Re: squid-smp from Adrian Chadd on 2009-10-15 (squid-dev)

From: Adrian Chadd <adrian_at_squid-cache.org>
Date: Thu, 15 Oct 2009 17:56:04 +0800

Oh, I can absolutely give you guys food for thought. I was just hoping
someone else would already try to do a bit of legwork.

Things to think about:

* Do you really, -really- want to reinvent the malloc wheel? This is
separate from caching results and pre-made class instances. There's
been a lot of work in well-performing, thread-aware malloc libraries
* Do you want to run things in multiple processes or multiple threads?
Or support both?
* How much of the application do you want to push out into separate
threads? run lots of "copies" of Squid concurrently, with some locking
going on? Break up individual parts of the processing pipeline into
threads? (eg, what I'm going to be experimenting with soon - handling
ICP/HTCP in a separate thread for some basic testing)
* Survey the current codebase and figure out what depends upon what -
in a way that you can use for figuring out what needs to be made
re-entrant and what may need locking. Think about how to achieve all
of this. Best example of this - you're going to need to figure out how
to do concurrent debug logging and memory allocation - so see what
that code uses, what that codes' code uses, etc
* 10GE cards are dumping individual PCIe channels to CPUs; which means
that the "most efficient" way of pumping data around will be to
somehow throw individual connections onto specific CPUs, and keep them
there. There's no OS support for this yet, but OSes may be "magical"
(ie, handing you sockets in specific threads via accept() and hoping
that the NIC doesn't reorganise its connection->PCIe channel hash)
* Do you think its worth being able to migrate specific connections
between threads?
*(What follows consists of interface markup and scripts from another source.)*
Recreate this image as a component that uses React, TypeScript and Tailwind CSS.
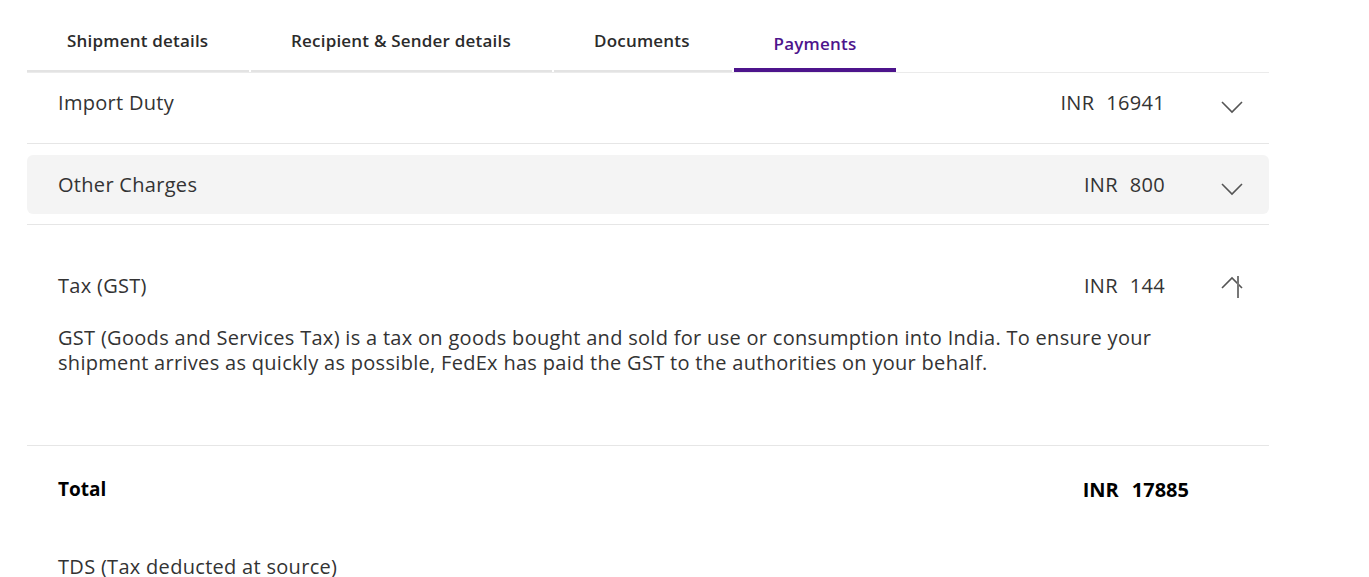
import React from 'react';

const tabs = [
  { label: 'Shipment details', w: 'w-[222px]' },
  { label: 'Recipient & Sender details', w: 'w-[301px]' },
  { label: 'Documents', w: 'w-[178px]' },
];

function Chevron({ up }: { up?: boolean }) {
  return (
    <svg width="22" height="14" viewBox="0 0 22 14" fill="none" className="text-[#555]">
      {up ? (
        <path d="M1 12 L11 2 L21 12" stroke="currentColor" strokeWidth="1.6" />
      ) : (
        <path d="M1 2 L11 12 L21 2" stroke="currentColor" strokeWidth="1.6" />
      )}
    </svg>
  );
}

function Amount({ value }: { value: string }) {
  return (
    <span className="w-[170px] text-right">
      INR<span className="ml-[12px]">{value}</span>
    </span>
  );
}

export default function App() {
  return (
    <div className="min-h-screen bg-white font-['Open_Sans',sans-serif] text-[20px] tracking-[0.3px] text-[#333]">
      <div className="ml-[27px] w-[1242px]">
        {/* tabs */}
        <div className="flex h-[73px] items-end border-b border-[#ebebeb]">
          {tabs.map((t) => (
            <div
              key={t.label}
              className={`${t.w} mr-[2px] border-b-2 border-[#e3e3e3] pl-[40px] pb-[18px] text-[17px] font-semibold leading-[22px] tracking-[0.2px] text-[#2b2b2b]`}
            >
              {t.label}
            </div>
          ))}
          <div className="w-[162px] border-b-4 border-[#4d148c] pb-[13px] text-center text-[17px] font-semibold leading-[22px] tracking-[0.2px] text-[#4d148c]">
            Payments
          </div>
        </div>

        <div className="border-b border-[#e6e6e6] pb-[10px]">
          <div className="flex h-[60px] items-center pl-[31px]">
            <span className="flex-1">Import Duty</span>
            <Amount value="16941" />
            <span className="ml-[56px] mr-[26px] mt-[8px] flex">
              <Chevron />
            </span>
          </div>
        </div>

        <div className="border-b border-[#e6e6e6] pt-[11px] pb-[10px]">
          <div className="flex h-[59px] items-center rounded-md bg-[#f4f4f4] pl-[31px]">
            <span className="flex-1">Other Charges</span>
            <Amount value="800" />
            <span className="ml-[56px] mr-[26px] mt-[8px] flex">
              <Chevron />
            </span>
          </div>
        </div>

        <div className="border-b border-[#e6e6e6] pb-[70px]">
          <div className="mt-[41px] flex h-[40px] items-center pl-[31px]">
            <span className="flex-1">Tax (GST)</span>
            <Amount value="144" />
            <span className="relative ml-[56px] mr-[26px] mb-[6px] flex">
              <Chevron up />
              <span className="absolute left-[16px] top-[0px] h-[22px] w-[2px] bg-[#777]" />
            </span>
          </div>
          <p className="mt-[19px] pl-[31px] pr-[40px] leading-[25px] text-[#333]">
            GST (Goods and Services Tax) is a tax on goods bought and sold for use or consumption into India. To ensure your
            <br />
            shipment arrives as quickly as possible, FedEx has paid the GST to the authorities on your behalf.
          </p>
        </div>

        <div className="flex h-[87px] items-center pl-[31px] text-[19px] font-bold tracking-normal text-black">
          <span className="flex-1">Total</span>
          <span className="mr-[80px] text-[20px]">
            INR<span className="ml-[13px]">17885</span>
          </span>
        </div>

        <div className="mt-[20px] pl-[31px] leading-[28px]">TDS (Tax deducted at source)</div>
      </div>
    </div>
  );
}
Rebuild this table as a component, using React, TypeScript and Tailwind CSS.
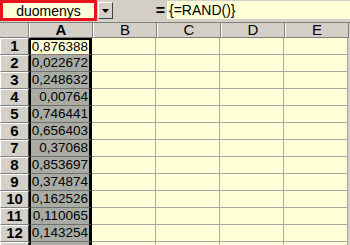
const values = [
  '0,876388',
  '0,022672',
  '0,248632',
  '0,00764',
  '0,746441',
  '0,656403',
  '0,37068',
  '0,853697',
  '0,374874',
  '0,162526',
  '0,110065',
  '0,143254',
  '',
]

const cols = ['A', 'B', 'C', 'D', 'E']

export default function App() {
  return (
    <div className="h-[245px] w-[350px] overflow-hidden bg-[#d4d0c8] font-['Liberation_Sans',Arial,sans-serif] text-[13px] text-black">
      {/* formula bar */}
      <div className="flex h-[21px] items-stretch">
        <div className="flex w-[97px] items-center justify-center border-[3px] border-[#e8141c] bg-[#ffffd8] pt-px text-[14px]">
          duomenys
        </div>
        <div className="ml-px mt-[2px] flex h-[17px] w-[15px] items-center justify-center border border-b-[#404040] border-l-white border-r-[#404040] border-t-white bg-[#d4d0c8]">
          <svg width="7" height="4" viewBox="0 0 7 4">
            <path d="M0 0h7L3.5 4z" fill="#000" />
          </svg>
        </div>
        <div className="flex w-[54px] items-center justify-end pr-[2px] text-[16px] font-bold">=</div>
        <div className="mt-[1px] flex h-[18px] flex-1 items-center bg-[#ffffd8] pl-[2px] text-[14px]">{'{=RAND()}'}</div>
      </div>

      {/* column headers */}
      <div className="mt-[1px] flex h-[16px] border-t border-[#808080]">
        <div className="w-[29px] border-b border-r border-b-[#808080] border-r-[#808080] bg-[#d4d0c8]" />
        {cols.map((c, i) => (
          <div
            key={c}
            className={
              'flex w-[64px] items-center justify-center border-b border-l border-r border-b-[#808080] border-l-white border-r-[#808080] bg-[#d4d0c8] text-[15px] ' +
              (i === 0 ? 'font-bold' : '')
            }
          >
            {c}
          </div>
        ))}
      </div>

      {/* rows */}
      {values.map((v, r) => (
        <div key={r} className="flex h-[17px]">
          <div className="flex w-[29px] items-center justify-center border-b border-l border-r border-t border-b-[#808080] border-l-white border-r-[#404040] border-t-white bg-[#d4d0c8] text-[15px] font-bold">
            {r < 12 ? r + 1 : ''}
          </div>
          <div
            className={
              'flex w-[63px] items-center justify-end border-l-2 border-r-[3px] border-black pr-[1px] text-[13.5px] ' +
              (r === 0 ? 'border-t-2 border-b border-b-[#808080] bg-[#ffffd8]' : 'border-b border-b-[#707070] bg-[#a9aca4]')
            }
          >
            {v}
          </div>
          {[1, 2, 3, 4].map((c) => (
            <div key={c} className="w-[64px] shrink-0 border-b border-r border-[#aaa69c] bg-[#ffffd8]" />
          ))}
        </div>
      ))}
    </div>
  )
}
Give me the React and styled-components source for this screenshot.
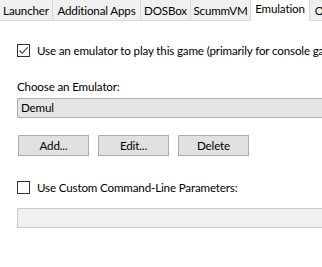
import styled, { createGlobalStyle } from "styled-components";

const GlobalStyle = createGlobalStyle`
  html, body {
    margin: 0;
    padding: 0;
    background: #ffffff;
  }
  body {
    font-family: "Segoe UI", Lato, "Noto Sans", sans-serif;
    font-size: 11.6px;
    letter-spacing: -0.15px;
    color: #000;
  }
`;

const Page = styled.div`
  width: 322px;
  height: 267px;
  overflow: hidden;
  background: #fff;
`;

const TabBar = styled.div`
  display: flex;
  height: 21px;
  box-sizing: border-box;
  border-bottom: 1px solid #d9d9d9;
`;

const Tab = styled.div`
  flex: none;
  box-sizing: border-box;
  width: ${(p) => p.w}px;
  height: ${(p) => (p.active ? 21 : 20)}px;
  padding-top: ${(p) => (p.active ? 1 : 3)}px;
  background: ${(p) => (p.active ? "#ffffff" : "#f0f0f0")};
  border-right: 1px solid #d9d9d9;
  text-align: center;
  white-space: nowrap;
  overflow: hidden;
  line-height: 15px;
`;

const Content = styled.div`
  padding: 23px 0 0 17px;
`;

const CheckRow = styled.label`
  display: flex;
  align-items: center;
  gap: 7px;
  height: 13px;
  margin-top: ${(p) => p.top || 0}px;
  white-space: nowrap;
`;

const Box = styled.span`
  flex: none;
  width: 13px;
  height: 13px;
  box-sizing: border-box;
  border: 1px solid #333;
  background: #fff;
  display: flex;
  align-items: center;
  justify-content: center;
`;

const FieldLabel = styled.div`
  margin-top: 23px;
  height: 14px;
  line-height: 14px;
`;

const Select = styled.div`
  margin-top: 4px;
  width: 330px;
  height: 20px;
  box-sizing: border-box;
  border: 1px solid #adadad;
  background: #e5e5e5;
  padding-left: 3px;
  line-height: 18px;
`;

const ButtonRow = styled.div`
  display: flex;
  gap: 9px;
  margin: 17px 0 0 1px;
`;

const Button = styled.div`
  width: 71px;
  height: 21px;
  box-sizing: border-box;
  border: 1px solid #adadad;
  background: #e1e1e1;
  display: flex;
  align-items: center;
  justify-content: center;
`;

const TextInput = styled.div`
  margin-top: 14px;
  width: 330px;
  height: 20px;
  box-sizing: border-box;
  border: 1px solid #cccccc;
  background: #f0f0f0;
`;

const tabs = [
  { label: "Launcher", w: 53 },
  { label: "Additional Apps", w: 88 },
  { label: "DOSBox", w: 50 },
  { label: "ScummVM", w: 60 },
  { label: "Emulation", w: 59, active: true },
  { label: "Other", w: 40 },
];

const Check = ({ checked }) => (
  <Box>
    {checked && (
      <svg width="11" height="11" viewBox="0 0 11 11">
        <path d="M1.5 5.5 L4.2 8.3 L9.6 2.4" fill="none" stroke="#333" strokeWidth="1.1" />
      </svg>
    )}
  </Box>
);

export default function App() {
  return (
    <Page>
      <GlobalStyle />
      <TabBar>
        {tabs.map((t) => (
          <Tab key={t.label} w={t.w} active={t.active}>
            {t.label}
          </Tab>
        ))}
      </TabBar>
      <Content>
        <CheckRow>
          <Check checked />
          Use an emulator to play this game (primarily for console games)
        </CheckRow>
        <FieldLabel>Choose an Emulator:</FieldLabel>
        <Select>Demul</Select>
        <ButtonRow>
          <Button>Add...</Button>
          <Button>Edit...</Button>
          <Button>Delete</Button>
        </ButtonRow>
        <CheckRow top={25}>
          <Check />
          Use Custom Command-Line Parameters:
        </CheckRow>
        <TextInput />
      </Content>
    </Page>
  );
}
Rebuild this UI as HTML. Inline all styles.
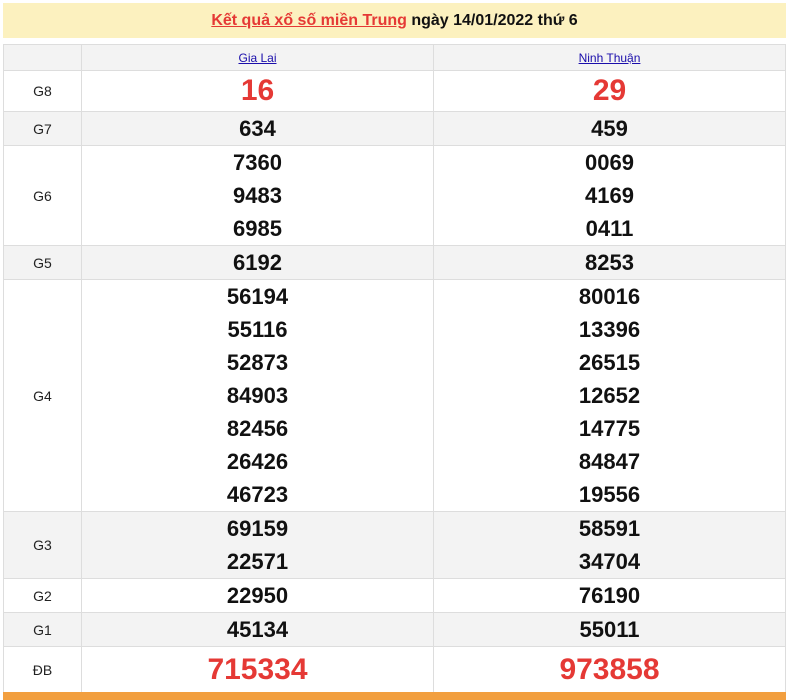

Or once they're in a thread they're there for good
* If you split up squid into "lots of threads running the whole app",
what and where would you envisage locking and blocking? What about
data sharing? How would that scale given a handful of example
workloads? What about in abnormal situations? How well will things
degrade?
* What about using message passing and message queues? Where would it
be appropriate? Where wouldn't it be appropriate? Why?

Here's an example:

* Imagine you're doing store lookups using message passing with your
"store" being a separate thread with a message queue. Think about how
you'd handle say, ICP peering between two caches doing > 10,000
requests a second. What repercussions does that have for the locking
of the message queues between other threads. What are the other
threads doing?

With that in mind, survey the kinds of ways that current network apps
"do" threading:

* look at the various ways apache does it - eg, the per-connection
thread+process hybrid model, the event-worker thread model, etc
* look at memcached - one thread doing accept'ing, farming requests
off to other threads that just run a squid-like event loop. Minimal
inter-thread communication for the most part
* investigate what the concurrency hooks for various frameworks do -
eg, the boost asio library stuff has "colours" which you mark thread
events with. These colours dictate which events need to be run
sequentially and which can run in parallel
* look at all of the random blogs written by windows networking coders
- they're further ahead of the massively-concurrent network
application stack because Windows has had it for a number of years.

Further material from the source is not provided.